At some point in his life, Paul Linebarger became a strongly committed Christian. "He and [wife] Genevieve went to Sung Mass on Sundays, and he said grace at all meals at home. The faith extended and shaped his powerful imagination' But he simply ignored contemporary religious movements, especially the secularizing ones directed to social problems. The God he had faith in had to do with the soul of man and with the unfolding of history and of the destiny of all living creatures." [5]

The first science fiction story published by Linebarger, under the pseudonym Cordwainer Smith, was "Scanners Live in Vain", in 1949. It had been written, however, in 1945. This story is a full-blown allegory of the coming of the New Covenant, and reveals a very sophisticated understanding both of the Biblical narrative and typology (e.g., the smell of roast lamb reminds the central character of the smell of burning people), and of the theological and philosophical tenets of the Christian religion. Linebarger must have become a serious Christian well before 1945. [I doubt it, but I don't really know when he did. It's important to remember that he could certainly have had a 'sophisticated understanding' without being 'committed.' I rather think that his 1950 marriage to Genevieve was a key turning point. She was Catholic in an era when Catholics couldn't marry divorced people, or so they told me, and they both became High Church Episcopal.]

Linebarger's own psychological problems, as well as his keen interest in psychological warfare, caused him to explore modern psychiatry and psychoanalysis. These themes, as well as Christian philosophy and allegory, and also psychological warfare, run all through the science fiction he published as Cordwainer Smith.


Cuban Missile Crisis

During the Cuban Missile Crisis in October 1962, I was a junior at Stanford. One of my friends was totally convinced that nuclear war was coming any day. I phoned home—something of a big deal in those days—and Genevieve reassured me that Daddy thought the crisis would be resolved.

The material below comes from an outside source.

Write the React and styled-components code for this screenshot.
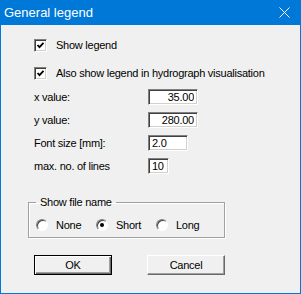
import React from 'react';
import styled, {createGlobalStyle} from 'styled-components';

const GlobalStyle = createGlobalStyle`
  html, body {
    margin: 0;
    padding: 0;
    background: #f0f0f0;
  }
  body {
    font-family: "Liberation Sans", Arial, sans-serif;
    font-size: 11px;
    letter-spacing: -0.25px;
    color: #000;
  }
`;

const CheckMark = () => (
    <svg width="9" height="9" viewBox="0 0 9 9">
        <polyline points="1.5,4 3.5,6.2 7.5,1.8" fill="none" stroke="#000" strokeWidth="1.8"/>
    </svg>
);

const CloseIcon = () => (
    <svg width="11" height="11" viewBox="0 0 11 11">
        <path d="M0.5 0.5 L10.5 10.5 M10.5 0.5 L0.5 10.5" stroke="#fff" strokeWidth="1"/>
    </svg>
);

const App = () => {
    const fields = [
        {label: 'x value:', value: '35.00', width: 50, align: 'right'},
        {label: 'y value:', value: '280.00', width: 50, align: 'right'},
        {label: 'Font size [mm]:', value: '2.0', width: 40, align: 'left'},
        {label: 'max. no. of lines', value: '10', width: 21, align: 'left'},
    ];

    const options = ['None', 'Short', 'Long'];

    return (
        <>
            <GlobalStyle/>
            <Window>
                <TitleBar>
                    <Title>General legend</Title>
                    <CloseButton><CloseIcon/></CloseButton>
                </TitleBar>
                <Body>
                    <Checks>
                        <CheckRow>
                            <CheckBox><CheckMark/></CheckBox>
                            Show legend
                        </CheckRow>
                        <CheckRow>
                            <CheckBox><CheckMark/></CheckBox>
                            Also show legend in hydrograph visualisation
                        </CheckRow>
                    </Checks>

                    <Fields>
                        {fields.map((field) => (
                            <React.Fragment key={field.label}>
                                <FieldLabel>{field.label}</FieldLabel>
                                <Field
                                    readOnly
                                    value={field.value}
                                    $width={field.width}
                                    $align={field.align}
                                />
                            </React.Fragment>
                        ))}
                    </Fields>

                    <Group>
                        <GroupTitle>Show file name</GroupTitle>
                        <Radios>
                            {options.map((option) => (
                                <RadioOption key={option}>
                                    <Radio $checked={option === 'Short'}/>
                                    {option}
                                </RadioOption>
                            ))}
                        </Radios>
                    </Group>

                    <Buttons>
                        <Button $default>OK</Button>
                        <Button>Cancel</Button>
                    </Buttons>
                </Body>
            </Window>
        </>
    );
};

export default App;


const Window = styled.div`
  width: 301px;
  height: 294px;
  box-sizing: border-box;
  border: 1px solid #0078d7;
  border-top: none;
  background: #f0f0f0;
  display: flex;
  flex-direction: column;
`;

const TitleBar = styled.div`
  height: 25px;
  background: #0078d7;
  color: #fff;
  display: flex;
  align-items: center;
  justify-content: space-between;
  padding: 0 10px 0 4px;
  margin: 0 -1px;
  box-sizing: border-box;
`;

const Title = styled.span`
  font-size: 13px;
  letter-spacing: 0;
  margin-top: -1px;
`;

const CloseButton = styled.span`
  display: flex;
  margin-right: 1px;
`;

const Body = styled.div`
  padding: 14px 0 0 33px;
  display: flex;
  flex-direction: column;
`;

const Checks = styled.div`
  display: flex;
  flex-direction: column;
  gap: 15px;
`;

const CheckRow = styled.label`
  display: flex;
  align-items: center;
  gap: 9px;
  height: 13px;
  line-height: 13px;
`;

const CheckBox = styled.span`
  width: 13px;
  height: 13px;
  box-sizing: border-box;
  background: #fff;
  border: 1px solid;
  border-color: #808080 #fff #fff #808080;
  box-shadow: inset 1px 1px 0 #404040, inset -1px -1px 0 #d4d0c8;
  display: flex;
  align-items: center;
  justify-content: center;
`;

const Fields = styled.div`
  display: grid;
  grid-template-columns: 114px auto;
  grid-auto-rows: 16px;
  row-gap: 7px;
  margin-top: 9px;
  align-items: center;
`;

const FieldLabel = styled.span`
  line-height: 13px;
`;

const Field = styled.input`
  width: ${({$width}) => $width}px;
  height: 16px;
  box-sizing: border-box;
  margin: 0;
  padding: 0 3px;
  font: 11px "Liberation Sans", Arial, sans-serif;
  letter-spacing: -0.25px;
  color: #000;
  text-align: ${({$align}) => $align};
  background: #fff;
  border: 1px solid;
  border-color: #808080 #fff #fff #808080;
  box-shadow: inset 1px 1px 0 #404040, inset -1px -1px 0 #d4d0c8;
  outline: none;
`;

const Group = styled.fieldset`
  width: 197px;
  box-sizing: border-box;
  margin: 22px 0 0 -6px;
  padding: 9px 0 6px 7px;
  border: 1px solid #a0a0a0;
  box-shadow: 1px 1px 0 #fff, inset 1px 1px 0 #fff;
`;

const GroupTitle = styled.legend`
  padding: 0 4px;
  line-height: 13px;
`;

const Radios = styled.div`
  display: grid;
  grid-template-columns: repeat(3, 60px);
`;

const RadioOption = styled.label`
  display: flex;
  align-items: center;
  gap: 8px;
  height: 13px;
`;

const Radio = styled.span`
  width: 12px;
  height: 12px;
  box-sizing: border-box;
  border-radius: 50%;
  background: #fff;
  border: 1px solid;
  border-color: #808080 #fff #fff #808080;
  box-shadow: inset 1px 1px 0 #404040;
  display: flex;
  align-items: center;
  justify-content: center;

  &::after {
    content: '';
    width: 4px;
    height: 4px;
    border-radius: 50%;
    background: ${({$checked}) => $checked ? '#000' : 'transparent'};
  }
`;

const Buttons = styled.div`
  display: flex;
  gap: 35px;
  margin-top: 17px;
`;

const Button = styled.button`
  width: 78px;
  height: 20px;
  box-sizing: border-box;
  margin: 0;
  padding: 0;
  font: 11px "Liberation Sans", Arial, sans-serif;
  letter-spacing: -0.25px;
  color: #000;
  background: #f0f0f0;
  border: 1px solid;
  border-color: ${({$default}) => $default ? '#000' : '#fff #696969 #696969 #fff'};
  box-shadow: ${({$default}) => $default
    ? 'inset 1px 1px 0 #fff, inset -1px -1px 0 #696969, inset -2px -2px 0 #a0a0a0'
    : 'inset -1px -1px 0 #a0a0a0'};
`;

But then I got a letter from him with the disquieting advice that if any nuclear bombs were dropped anywhere, I should make my way to Mexico with the American Express card he had supplied me with. From there, he added, I would be in a better position to help him and the rest of the family. He had already told me from time to time that being his daughter meant that I was at some risk from the KGB.

I was not reassured! But now we know that the world did come very, very close to nuclear war that month.